--- On Sat, 11/22/08, Mikael Jansson <[EMAIL PROTECTED]> wrote:
...
> it's an app for converting XML-files from the Swedish tax aurthur with
> tax-data (and som other stuff, like EU custom-data).
> I'm doing this for a company witch business is to hold a databas with this
> data
> and distribute it to there customers directly from databas to database so
> they wount have
> to create this app for there self. My app, downloads, pgp-validates, unzips
> and convert the XML to SQL and then loads them in to a database.
>
> They distribute a number difference-xml-files every night and a number of
> total-xml-files every month or so. It's these Totals that is so big.
This is actually quite a common use case for xml, although not necessarily for
xslt, or other approaches that require full in-memory tree representation.
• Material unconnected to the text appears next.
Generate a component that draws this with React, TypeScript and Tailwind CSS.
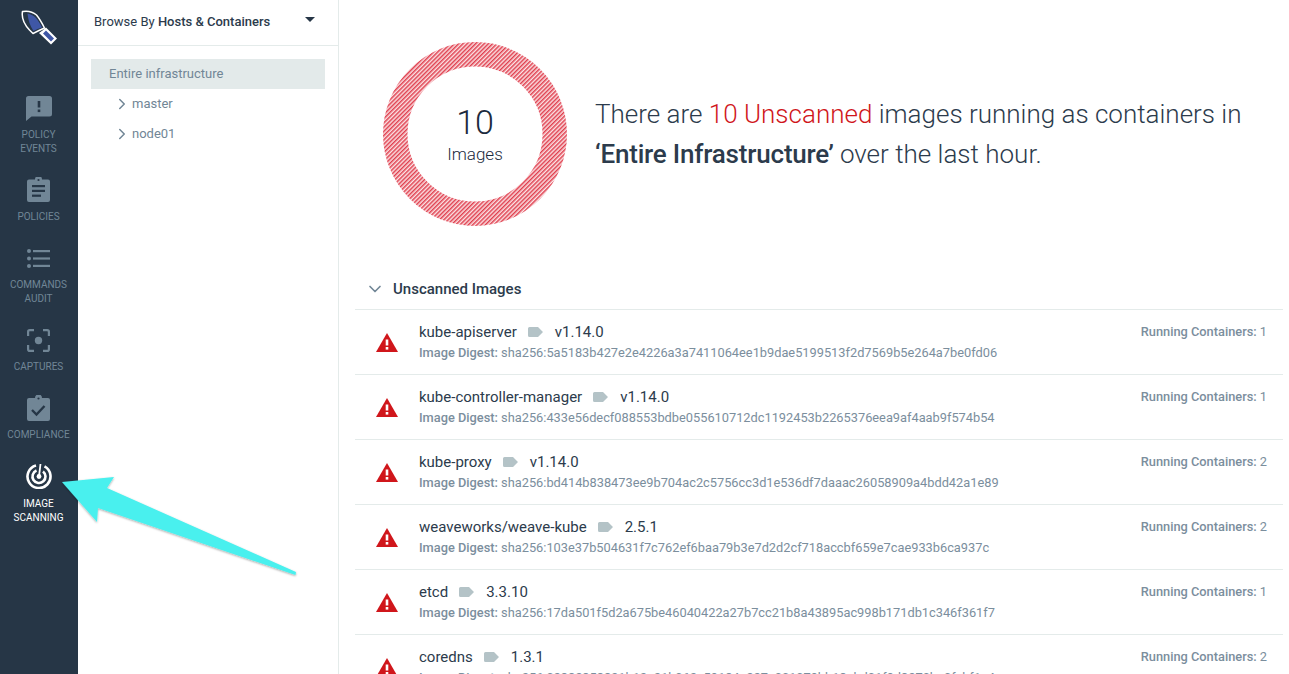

Your best best really is to process data one sub-tree at a time (build
in-memory sub-trees, process separately, re-combine output if necessary), as
suggested by others, or use a fully streaming approach (such as StaxMate
library).
Also, given that this sounds more like a data-oriented task (as opposed to
document oriented), perhaps data mapping (xml-to-object) tools such as JAXB
might be better fit for processing the data. JAXB for example can also bind
just sub-trees (when using Stax parser as source), to avoid size problems.
-+ Tatu +-